Notgeld significa dinheiro de emergência em alemão. São cédulas impressas por cidades austríacas e alemãs no período de guerra – no caso das peças furtadas, da Primeira – quando a Casa da Moeda não funciona regularmente. Entre os roubados havia notgeld de Nussendorf e de Oberndorf, na Áustria.Já os vales eram espécies de notas fornecidas pelos comerciantes, no início do século passado, quando eles não tinham troco. Acabavam funcionando como dinheiro. Uma das peças roubadas diz que aquele vale, expedido por Luis Huf, em Santa Maria do Mundo Novo, em Pernambuco, valia 200 Réis .

Essas peças datam dos anos 20 e foram coletadas pelo próprio museu na década de 40. Toda a coleção foi formada como todas as outras, ao longo do tempo , diz Eloísa Barbuy.

REFORMA
Aumentar a segurança é o objetivo de um projeto de reforma e ampliação do museu, que vem sendo desenvolvido pela diretoria da instituição. Caso sejam executadas, as obras fariam com que o atual espaço triplicasse, dos atuais 6,3 mil metros quadrados para 18 mil m², dobrando o espaço para exposições. Elaborado por Eduardo Colonelli e Silvio Oksman, do Escritório Paulistano de Arquitetura, o projeto prevê nova edificação onde hoje fica a unidade do Corpo de Bombeiros e acesso subterrâneo ao museu, cortando parte do bosque atrás do prédio histórico. A reforma foi orçada em R$ 50 milhões, dinheiro que será captado com a iniciativa privada, por meio de leis de incentivo fiscal.

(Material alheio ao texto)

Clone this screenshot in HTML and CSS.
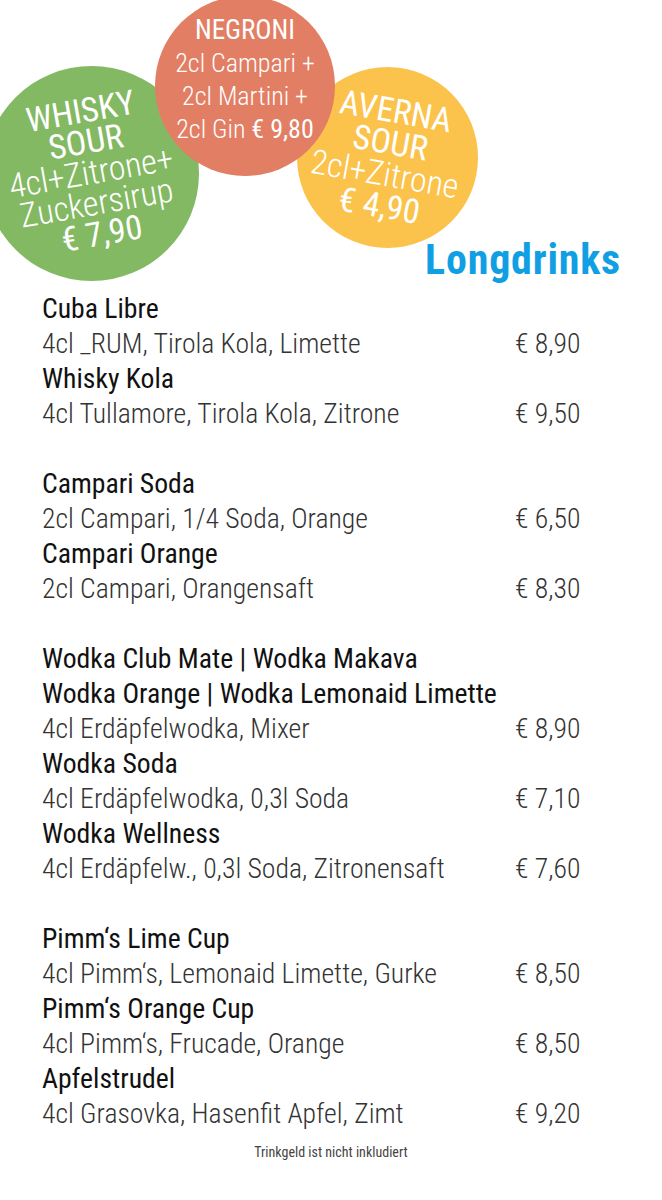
FILE: index.html
```html
<!DOCTYPE html>
<html lang="de">
<head>
<meta charset="utf-8">
<title>Longdrinks</title>
<link rel="stylesheet" href="styles.css">
</head>
<body>
<div class="page">
  <header class="header">
    <div class="bubble bubble-green">
      <div class="bubble-text tilt-left">
        <div class="strong">WHISKY</div>
        <div class="strong">SOUR</div>
        <div>4cl+Zitrone+</div>
        <div>Zuckersirup</div>
        <div class="strong">€ 7,90</div>
      </div>
    </div>
    <div class="bubble bubble-yellow">
      <div class="bubble-text tilt-right">
        <div class="strong">AVERNA</div>
        <div class="strong">SOUR</div>
        <div>2cl+Zitrone</div>
        <div class="strong">€ 4,90</div>
      </div>
    </div>
    <div class="bubble bubble-red">
      <div class="bubble-text">
        <div class="strong head">NEGRONI</div>
        <div>2cl Campari +</div>
        <div>2cl Martini +</div>
        <div>2cl Gin <span class="strong">€ 9,80</span></div>
      </div>
    </div>
    <h1 class="title">Longdrinks</h1>
  </header>

  <main class="menu">
    <section class="group">
      <div class="name">Cuba Libre</div>
      <div class="row"><span class="desc">4cl _RUM, Tirola Kola, Limette</span><span class="price">€ 8,90</span></div>
      <div class="name">Whisky Kola</div>
      <div class="row"><span class="desc">4cl Tullamore, Tirola Kola, Zitrone</span><span class="price">€ 9,50</span></div>
    </section>
    <section class="group">
      <div class="name">Campari Soda</div>
      <div class="row"><span class="desc">2cl Campari, 1/4 Soda, Orange</span><span class="price">€ 6,50</span></div>
      <div class="name">Campari Orange</div>
      <div class="row"><span class="desc">2cl Campari, Orangensaft</span><span class="price">€ 8,30</span></div>
    </section>
    <section class="group">
      <div class="name">Wodka Club Mate | Wodka Makava</div>
      <div class="name">Wodka Orange | Wodka Lemonaid Limette</div>
      <div class="row"><span class="desc">4cl Erdäpfelwodka, Mixer</span><span class="price">€ 8,90</span></div>
      <div class="name">Wodka Soda</div>
      <div class="row"><span class="desc">4cl Erdäpfelwodka, 0,3l Soda</span><span class="price">€ 7,10</span></div>
      <div class="name">Wodka Wellness</div>
      <div class="row"><span class="desc">4cl Erdäpfelw., 0,3l Soda, Zitronensaft</span><span class="price">€ 7,60</span></div>
    </section>
    <section class="group">
      <div class="name">Pimm‘s Lime Cup</div>
      <div class="row"><span class="desc">4cl Pimm‘s, Lemonaid Limette, Gurke</span><span class="price">€ 8,50</span></div>
      <div class="name">Pimm‘s Orange Cup</div>
      <div class="row"><span class="desc">4cl Pimm‘s, Frucade, Orange</span><span class="price">€ 8,50</span></div>
      <div class="name">Apfelstrudel</div>
      <div class="row"><span class="desc">4cl Grasovka, Hasenfit Apfel, Zimt</span><span class="price">€ 9,20</span></div>
    </section>
  </main>

  <footer class="footer">Trinkgeld ist nicht inkludiert</footer>
</div>
</body>
</html>
```

FILE: styles.css
```css
* { box-sizing: border-box; }
html, body { margin: 0; padding: 0; background: #fff; }
body {
  font-family: Roboto, "Liberation Sans", sans-serif;
  font-stretch: 87.5%;
  color: #111;
  width: 662px;
  overflow: hidden;
}
.page { width: 662px; }

.header {
  position: relative;
  height: 291px;
  display: flex;
  flex-direction: column;
  justify-content: flex-end;
  align-items: flex-end;
  padding: 0 42px 9px 0;
}
.bubble {
  position: absolute;
  border-radius: 50%;
  display: flex;
  align-items: center;
  justify-content: center;
  color: #fff;
  text-align: center;
}
.bubble-green {
  left: -16px; top: 66px; width: 215px; height: 215px;
  background: #84b964;
}
.bubble-yellow {
  left: 297px; top: 67px; width: 181px; height: 181px;
  background: #fbc34c;
}
.bubble-red {
  left: 155px; top: -4px; width: 180px; height: 180px;
  background: #e17e63;
}
.bubble-text {
  font-weight: 300;
  font-stretch: 75%;
  font-size: 34px;
  line-height: 31px;
  white-space: nowrap;
}
.bubble-text .strong { font-weight: 400; }
.bubble-yellow .bubble-text { line-height: 32px; }
.bubble-red .bubble-text {
  font-size: 26px;
  line-height: 33px;
  transform: translateY(-6px);
}
.bubble-red .head { font-size: 27px; }
.tilt-left { transform: translateY(-1px) rotate(-10deg); }
.tilt-right { transform: rotate(10deg); }

.title {
  position: relative;
  margin: 0 -1px 0 0;
  font-size: 42px;
  font-stretch: 87.5%;
  letter-spacing: 0.8px;
  line-height: 44px;
  font-weight: 700;
  color: #119fe3;
}

.menu { padding: 0 42px; }
.group { margin-bottom: 35px; }
.group:last-child { margin-bottom: 0; }
.name, .row {
  font-size: 27.7px;
  line-height: 35px;
  height: 35px;
  white-space: nowrap;
}
.name { font-weight: 400; color: #111; }
.row { display: flex; color: #333; font-weight: 300; }
.desc { flex: 1; }
.price { width: 105px; }

.footer {
  text-align: center;
  font-size: 14px;
  line-height: 18px;
  color: #444;
  font-weight: 400;
  padding-top: 12px;
}
```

O projeto estabelece a construção de novos caminhos de circulação pelo bosque e de um espelho dágua que serviria de clarabóia para o subterrâneo. O acesso pelo subsolo levaria ao novo prédio, criando uma segunda entrada na Avenida Nazaré. Nessa edificação ficaria a administração da instituição, que hoje divide espaço com exposições.

A falta de espaço de exposição levou a direção do museu a deixar guardadas coleções inteiras, como a de objetos de Santos Dumont, que já teve espaço permanente no Ipiranga.